D-styled data file

Saaa empty at needmail.com
Wed Apr 29 18:13:12 PDT 2009


> Well, then were really talking about Classic Serialzation. In other
> words, a program writes data somewhere (possibly in human readable 
> format), and then later (as in tomorrow) reads it in.
Ok, lets start from there :D

>
>>> Now, to know how to use the stuff, the program would need to not only be 
>>> able to handle the data structures, but also know their names. Sure, you 
>>> could have a parser that returns first the name of the thing, and then 
>>> the thing itself. But then, to use it, you probably couldn't have an 
>>> Universal program. Rather, you'd have to write the program different for 
>>> each time you decide to use a particular item from the scrap book.
>>>
>> The JSON parser does the same thing. You give it the name of the array 
>> you want to read.
>>
>> This is what the corresponding data files look like
>> - JSON version
>> "array" :
>> [
>> [
>> [
>> 1,
>> 2,
>> ],
>> [
>> 3,
>> 4,
>> ]
>> ]
>> [
>> ... etc :)
>> --
>>
>> -D styled version
>> int[2][2][2] array = [[
>> [1,2],
>> [3,4]],
>> [
>> [5,6],
>> [7,8]];
>
> So, are we talking basically saving the state of the program for the next 
> run?
Yes (also within a single run, but that doesn't really change things: same 
functions)


>>> So here main has to know that there will be a variable i in the data 
>>> file, then get it, then presumably assign the value to the here defined 
>>> "int i;". This way you have to do everything (and more) you would if you 
>>> were to rename data.dat to data.d, include it, and then just use the 
>>> variables.
>> The get function doesn't need to know that there will be an i in the 
>> data,
>> it will just search for it.
>
> Exactly. The get function doesn't have to know. But the rest of the 
> program will have to know what to do with what get gives it. Right? 
> Actually, /that/ is what I'd see as the hard part here.
Well at the moment that is the easy part: a class just has a load function 
which
sets all kinds of vars to the loaded values.
I already have my custom file loader, which isn't nice nor safe.
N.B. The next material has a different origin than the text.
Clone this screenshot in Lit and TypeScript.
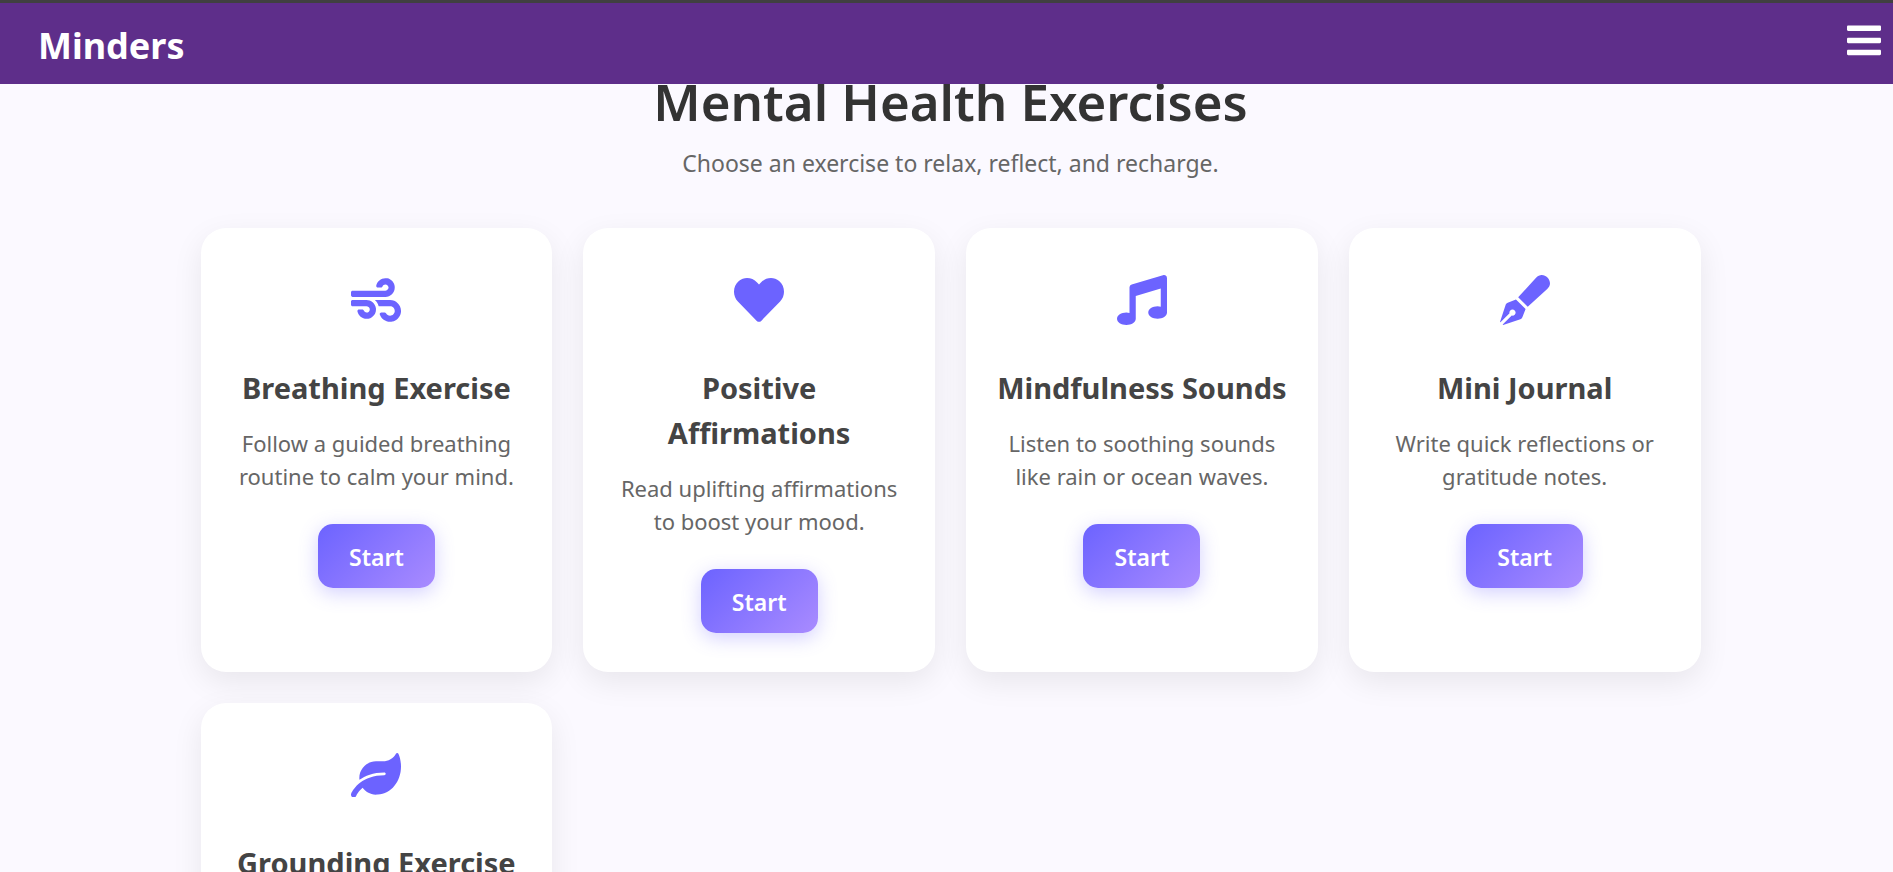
import { LitElement, html, css, svg } from 'lit';
import { customElement, property } from 'lit/decorators.js';

const ICONS: Record<string, { box: string; path: string }> = {
  bars: {
    box: '0 0 448 512',
    path: 'M16 132h416c8.837 0 16-7.163 16-16V76c0-8.837-7.163-16-16-16H16C7.163 60 0 67.163 0 76v40c0 8.837 7.163 16 16 16zm0 160h416c8.837 0 16-7.163 16-16v-40c0-8.837-7.163-16-16-16H16c-8.837 0-16 7.163-16 16v40c0 8.837 7.163 16 16 16zm0 160h416c8.837 0 16-7.163 16-16v-40c0-8.837-7.163-16-16-16H16c-8.837 0-16 7.163-16 16v40c0 8.837 7.163 16 16 16z',
  },
  wind: {
    box: '0 0 512 512',
    path: 'M156.7 256H16c-8.8 0-16 7.2-16 16v32c0 8.8 7.2 16 16 16h142.2c15.9 0 30.8 10.9 33.4 26.6 3.3 20-12.1 37.4-31.6 37.4-14.1 0-26.1-9.2-30.4-21.9-2.1-6.3-8.6-10.1-15.2-10.1H81.6c-9.8 0-17.7 8.8-15.9 18.4 8.6 44.1 47.6 77.6 94.2 77.6 57.1 0 102.7-50.1 95.2-108.6C249 291 205.4 256 156.7 256zM16 224h336c59.7 0 106.8-54.8 93.8-116.7-7.6-36.2-36.9-65.5-73.1-73.1-55.4-11.6-105.1 24.9-114.4 75.5-1.9 9.6 6.1 18.3 15.8 18.3h32.8c6.7 0 13.1-3.8 15.2-10.1C326.3 105.2 338.3 96 352.4 96c19.4 0 34.9 17.4 31.6 37.4-2.6 15.7-17.4 26.6-33.4 26.6H16c-8.8 0-16 7.2-16 16v32c0 8.8 7.2 16 16 16zm384 32H243.7c19.3 16.6 33.2 38.8 39.8 64H400c26.5 0 48 21.5 48 48s-21.5 48-48 48c-17.9 0-33.3-9.9-41.6-24.4-2.9-5-8.7-7.6-14.5-7.6h-33.8c-10.9 0-19 10.8-15.3 21.1 17.8 50.6 70.5 84.8 129.4 72.3 41.2-8.7 75.1-41.6 84.7-82.7C526 321.5 470.5 256 400 256z',
  },
  heart: {
    box: '0 0 512 512',
    path: 'M462.3 62.6C407.5 15.9 326 24.3 275.7 76.2L256 96.5l-19.7-20.3C186.1 24.3 104.5 15.9 49.7 62.6c-62.8 53.6-66.1 149.8-9.9 207.9l193.5 199.8c12.5 12.9 32.8 12.9 45.3 0l193.5-199.8c56.3-58.1 53-154.3-9.8-207.9z',
  },
  music: {
    box: '0 0 512 512',
    path: 'M470.38 1.51L150.41 96A32 32 0 0 0 128 126.51v261.41A139 139 0 0 0 96 384c-53 0-96 28.66-96 64s43 64 96 64 96-28.66 96-64V214.32l256-75v184.61a138.4 138.4 0 0 0-32-3.93c-53 0-96 28.66-96 64s43 64 96 64 96-28.65 96-64V32a32 32 0 0 0-41.62-30.49z',
  },
  pen: {
    box: '0 0 512 512',
    path: 'M79.18 282.94a32.005 32.005 0 0 0-20.24 20.24L0 480l4.69 4.69 92.89-92.89c-.66-2.56-1.57-5.03-1.57-7.8 0-17.67 14.33-32 32-32s32 14.33 32 32-14.33 32-32 32c-2.77 0-5.24-.91-7.8-1.57l-92.89 92.89L32 512l176.82-58.94a31.983 31.983 0 0 0 20.24-20.24l33.07-84.07-98.88-98.88-84.07 33.07zM369.25 28.32L186.14 227.81l97.85 97.85 199.49-183.11C568.4 67.48 443.73-55.94 369.25 28.32z',
  },
  leaf: {
    box: '0 0 576 512',
    path: 'M546.2 9.7c-5.6-12.5-21.6-13-28.3-1.2C486.9 62.4 431.4 96 368 96h-80C182 96 96 182 96 288c0 7 .8 13.7 1.5 20.5C161.3 262.8 253.4 224 384 224c8.8 0 16 7.2 16 16s-7.2 16-16 16C132.6 256 26 410.1 2.4 468c-6.6 16.3 1.2 34.9 17.5 41.6 16.4 6.8 35-1.1 41.8-17.3 1.5-3.6 20.9-47.9 71.9-90.6 32.4 43.9 94 85.8 174.9 77.2C465.5 467.5 576 326.7 576 154.3c0-50.2-10.8-102.2-29.8-144.6z',
  },
};

const icon = (name: string) => html`
  <svg viewBox=${ICONS[name].box} fill="currentColor" aria-hidden="true">
    ${svg`<path d=${ICONS[name].path}></path>`}
  </svg>
`;

const EXERCISES = [
  { icon: 'wind', title: 'Breathing Exercise', text: 'Follow a guided breathing routine to calm your mind.' },
  { icon: 'heart', title: 'Positive Affirmations', text: 'Read uplifting affirmations to boost your mood.' },
  { icon: 'music', title: 'Mindfulness Sounds', text: 'Listen to soothing sounds like rain or ocean waves.' },
  { icon: 'pen', title: 'Mini Journal', text: 'Write quick reflections or gratitude notes.' },
  { icon: 'leaf', title: 'Grounding Exercise', text: 'Use your senses to return to the present.' },
];

@customElement('exercise-card')
export class ExerciseCard extends LitElement {
  @property() icon = 'wind';
  @property() heading = '';
  @property() text = '';

  static styles = css`
    :host {
      display: block;
      box-sizing: border-box;
      padding: 38px 31px 39px;
      border-radius: 25px;
      background: #fff;
      box-shadow: 0 10px 31px rgba(0, 0, 0, 0.08);
      text-align: center;
    }
    .icon {
      display: flex;
      align-items: center;
      justify-content: center;
      height: 68px;
      margin-bottom: 31px;
      color: #6c63ff;
    }
    .icon svg {
      width: 50px;
    }
    .title {
      margin: 0 0 17px;
      font-size: 29px;
      line-height: 45px;
      font-weight: 700;
      color: #444;
    }
    .text {
      margin: 0 0 31px;
      font-size: 22px;
      line-height: 33px;
      color: #666;
    }
    .start {
      display: block;
      margin: 0 auto;
      padding: 17px 31px 15px;
      border: 0;
      border-radius: 15px;
      background: linear-gradient(135deg, #6c63ff, #a98bff);
      box-shadow: 0 5px 19px rgba(108, 99, 255, 0.3);
      color: #fff;
      font: inherit;
      font-size: 23px;
      line-height: 32px;
      font-weight: 600;
      cursor: pointer;
    }
  `;

  render() {
    return html`
      <div class="icon">${icon(this.icon)}</div>
      <h3 class="title">${this.heading}</h3>
      <p class="text">${this.text}</p>
      <button class="start" type="button">Start</button>
    `;
  }
}

@customElement('app-root')
export class AppRoot extends LitElement {
  static styles = css`
    :host {
      display: block;
      height: 100vh;
      overflow-y: auto;
      scrollbar-width: none;
      background: #fbf9ff;
      font-family: 'Noto Sans', 'Open Sans', sans-serif;
    }
    .bar {
      position: fixed;
      inset: 0 0 auto;
      z-index: 10;
      display: flex;
      align-items: flex-start;
      justify-content: space-between;
      padding: 18px 12px 13px 38px;
      border-top: 3px solid #404040;
      background: #5e2e8a;
      color: #fff;
    }
    .brand {
      color: inherit;
      font-size: 36px;
      line-height: 50px;
      font-weight: 700;
      text-decoration: none;
    }
    .menu {
      display: flex;
      padding: 0;
      border: 0;
      background: none;
      color: inherit;
      cursor: pointer;
    }
    .menu svg {
      width: 34px;
    }
    .page {
      padding: 71px 24px 48px 32px;
    }
    .intro {
      margin-bottom: 46px;
      text-align: center;
    }
    .heading {
      margin: 0 0 13px;
      font-size: 51px;
      line-height: 60px;
      font-weight: 600;
      color: #333;
    }
    .lead {
      margin: 0;
      font-size: 23px;
      line-height: 38px;
      color: #666;
    }
    .cards {
      display: grid;
      grid-template-columns: repeat(auto-fit, minmax(300px, 1fr));
      gap: 31px;
      max-width: 1500px;
      margin: 0 auto;
    }
  `;

  render() {
    return html`
      <header class="bar">
        <a class="brand" href="#">Minders</a>
        <button class="menu" type="button" aria-label="Menu">${icon('bars')}</button>
      </header>
      <main class="page">
        <div class="intro">
          <h1 class="heading">Mental Health Exercises</h1>
          <p class="lead">Choose an exercise to relax, reflect, and recharge.</p>
        </div>
        <div class="cards">
          ${EXERCISES.map(
            (e) => html`<exercise-card .icon=${e.icon} .heading=${e.title} .text=${e.text}></exercise-card>`,
          )}
        </div>
      </main>
    `;
  }
}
>> If the JSON writer won't write every item (which will be thousands of 
>> items)
>> on a new line and reading in multi arrays, then I think I need to witch 
>> to Tango :D
>
> No problem. I'm not here to "save you from Tango". :-)
Took me a while to not read the oppisite.

>
> Okay, (I still feel I don't get it entirely), now I assume the thing is to 
> save the state for the next invocation tomorrow.
>
> Then I'd assume, you've basically got two things to do. First, write the 
> code to save basic data types, and then the code to save compound types 
> (as in structs, classes, trees, etc.). An OO approach would be to have 
> each class have methods to write and to read the data.
I have this (except the OO approach)
It can read arrays will a certain dept (3 deep I think)
but the implementation is awefull, which made me think of what the
more general solution would be. Which was a D styled dataformat :-D

>
> I can't help feeling that either using e.g. the Json parser, or writing 
> your own IO routines, should be the easy part. But then I feel using this 
> get function would be the harder thing.
Why?
In the load method within a class you would first have the correct file 
loaded
and then a list of vars to set.

>
> Incidentally, Andrei is about to publish printing arbitrary data 
> structures in D (as part of Phobos), and if I suspect correctly, this will 
> also be done in a way that you can both write /and/ read stuff from files. 
> A little like Json. But of course, this might not be soon enough for any 
> real program for a customer.
Wow, isn't this exactly what I wanted :D
How do you know about this? If within a month that would be ok.